But there’s something fascinating about this collaboration between Territorial Gobbing and the young Polish sound artist Derek Piotr. Apart, both of these artists represent a new tendency in experimental music that is innately offensive to my sensibilities: gimmicky, contrived, “hipster’d out,” and what have you. But together, there seems to be something truly generative here. Released by the Newcastle Upon Tyne-based zine turned label TQN-aut, the record vanquishes the sometimes vulgar kitsch of the two artists and manifests the hallucinatory and surreal darkness that sometimes lurks beneath the surface of the two artists’ music. On a track like the 14-minute closer “NOISE DADS,” the duo weaves a disorienting array of electronic texture that weave in and out of whispered vocal noises and manage to imbue the sound with a muted monstrosity absent the viciousness and volume of most harsh noise. A collision of ASMR and experimental sounds. The shorter tracks have charms, too. The ambient purrs of “Curatorial Garbling” dissolve the walls that line my subjectivity, opening me up to suggestion and hypnosis, and it rules. Considering the two producers recorded this album in lockdown through electronic sound exchange, the album is remarkably well-made, textured, and cohesive. The album shatters my previously held dismissals of the two musicians present, and has engaged me as a listener for future projects.

Commuter Inner SE Industrial (Phage Tapes)
https://phagetapes.bandcamp.com/album/inner-se-industrial
I was just in San Francisco.

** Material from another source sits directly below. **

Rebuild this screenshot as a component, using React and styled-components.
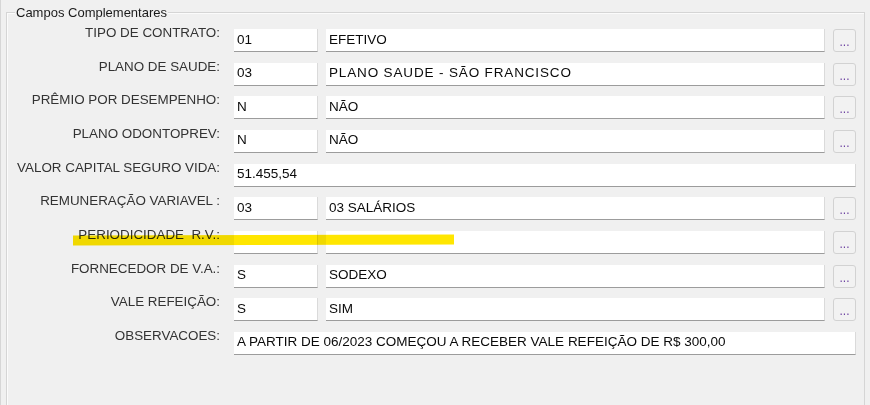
import React from 'react';
import styled, { createGlobalStyle } from 'styled-components';

const GlobalStyle = createGlobalStyle`
  html, body {
    margin: 0;
    padding: 0;
    background: #f0f0f0;
  }
  body {
    font-family: "Liberation Sans", Arial, sans-serif;
  }
`;

const rows = [
  { label: 'TIPO DE CONTRATO:', code: '01', desc: 'EFETIVO' },
  { label: 'PLANO DE SAUDE:', code: '03', desc: 'PLANO SAUDE - SÃO FRANCISCO', wide: true },
  { label: 'PRÊMIO POR DESEMPENHO:', code: 'N', desc: 'NÃO' },
  { label: 'PLANO ODONTOPREV:', code: 'N', desc: 'NÃO' },
  { label: 'VALOR CAPITAL SEGURO VIDA:', value: '51.455,54' },
  { label: 'REMUNERAÇÃO VARIAVEL :', code: '03', desc: '03 SALÁRIOS' },
  { label: 'PERIODICIDADE  R.V.:', code: '', desc: '' },
  { label: 'FORNECEDOR DE V.A.:', code: 'S', desc: 'SODEXO' },
  { label: 'VALE REFEIÇÃO:', code: 'S', desc: 'SIM' },
  {
    label: 'OBSERVACOES:',
    value: 'A PARTIR DE 06/2023 COMEÇOU A RECEBER VALE REFEIÇÃO DE R$ 300,00',
  },
];

const Screen = styled.div`
  position: relative;
  width: 870px;
  height: 405px;
  overflow: hidden;
  background: #f0f0f0;
  border-left: 1px solid #d6d6d6;
  box-sizing: border-box;
`;

const GroupBox = styled.fieldset`
  margin: 5px 0 0 5px;
  padding: 0;
  width: 859px;
  height: 430px;
  box-sizing: border-box;
  border: 1px solid #d5d5d5;
  box-shadow: inset 1px 1px 0 #fbfbfb;
  min-inline-size: 0;
`;

const Caption = styled.legend`
  margin-left: 8px;
  padding: 0 1px;
  font-size: 13px;
  line-height: 15px;
  color: #1a1a1a;
  background: #f0f0f0;
`;

const Form = styled.div`
  display: grid;
  grid-template-columns: 219px 84px 499px 23px;
  grid-auto-rows: 23px;
  column-gap: 8px;
  row-gap: 10.67px;
  padding-top: 9px;
`;

const Label = styled.div`
  grid-column: 1;
  align-self: start;
  margin-top: -4px;
  padding-right: 6px;
  text-align: right;
  white-space: pre;
  font-size: 13.4px;
  line-height: 16px;
  color: #333;
`;

const Field = styled.div`
  grid-column: ${p => (p.$span ? '2 / 5' : 'auto')};
  display: flex;
  align-items: center;
  padding: 0 3px 1px;
  background: #fff;
  border-right: 1px solid #dadada;
  border-bottom: 1px solid #9c9c9c;
  box-sizing: border-box;
  font-size: 13.5px;
  line-height: 16px;
  letter-spacing: ${p => (p.$wide ? '0.85px' : 'normal')};
  color: #0a0a0a;
  white-space: pre;
  overflow: hidden;
`;

const DotsButton = styled.div`
  display: flex;
  align-items: flex-end;
  justify-content: center;
  padding-bottom: 3px;
  box-sizing: border-box;
  border: 1px solid #d2d2d2;
  border-radius: 3px;
  background: #f2f2f2;
  font-size: 12px;
  line-height: 12px;
  color: #6b3fa0;
`;

const Highlight = styled.div`
  position: absolute;
  left: 72px;
  top: 235px;
  width: 381px;
  height: 10px;
  background: #ffe600;
  mix-blend-mode: multiply;
  transform: rotate(-0.15deg);
  pointer-events: none;
`;

export default function App() {
  return (
    <>
      <GlobalStyle />
      <Screen>
        <GroupBox>
          <Caption>Campos Complementares</Caption>
          <Form>
            {rows.map((r, i) => (
              <React.Fragment key={i}>
                <Label>{r.label}</Label>
                {r.value !== undefined ? (
                  <Field $span>{r.value}</Field>
                ) : (
                  <>
                    <Field>{r.code}</Field>
                    <Field $wide={r.wide}>{r.desc}</Field>
                    <DotsButton>...</DotsButton>
                  </>
                )}
              </React.Fragment>
            ))}
          </Form>
        </GroupBox>
        <Highlight />
      </Screen>
    </>
  );
}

Apprehensively, I love it there. I love the simulacra of its counter-cultural history that still holds on, even if condoned and supported by the tech billionaires who lord over the Bay Area like its kingdom. I love its permanent October climate, and find it tranquil in a way that I’m not used to. I love its natural beauty, which is extreme, and its architectural majesty, which is singular and inarguably stunning. But the city’s charms collapse beneath its own political economic contradictions. From one block to the next, you might end up walking from a nerd aristocrat paradise to a tent city full of human degradation so immense that I would not wish it upon my own worst enemy. A city that has more arbitrary environmental and social control measures than I could keep track of has the most offensive homeless crisis I’ve ever seen. It is a dystopia, from which the rich, liberal, tech class laughs at those that have suffered the most due to its excesses. San Francisco is proof that, while nothing short of a revolution would rectify these contradictions, we still must oppose the governance of the liberal, progressive technocracy. It is anti-human.
That anti-humanity also exists in the liberal utopia/dystopia of Portland, Oregon, where harsh noise musician Commuter calls home. This record is his document of the political economic conditions that I described in San Francisco as he’s observed in his home city of Portland. Commuter walked through the tent cities at night, capturing the despair of the urban homeless. There are sounds of men as the body without organs howling into the night at the demons only they can see. There is the sound of the violence, of bodies being harmed. All the tracks imply the narrative of the circumstances that they were recorded under. “2 AM. A Man follows me from Alder Street to Madison.” “Piss Soaked Cardboard, Dirty Clothing in a Stairwell.” Like Wu Tang Clan, Commuter imbues a hallucinatory surrealism, or a theory-fictional mythology, into an otherwise socially realist practice. Sonically, it’s very heavy and punishing, with the field recordings buffered out by noise and sheet metal.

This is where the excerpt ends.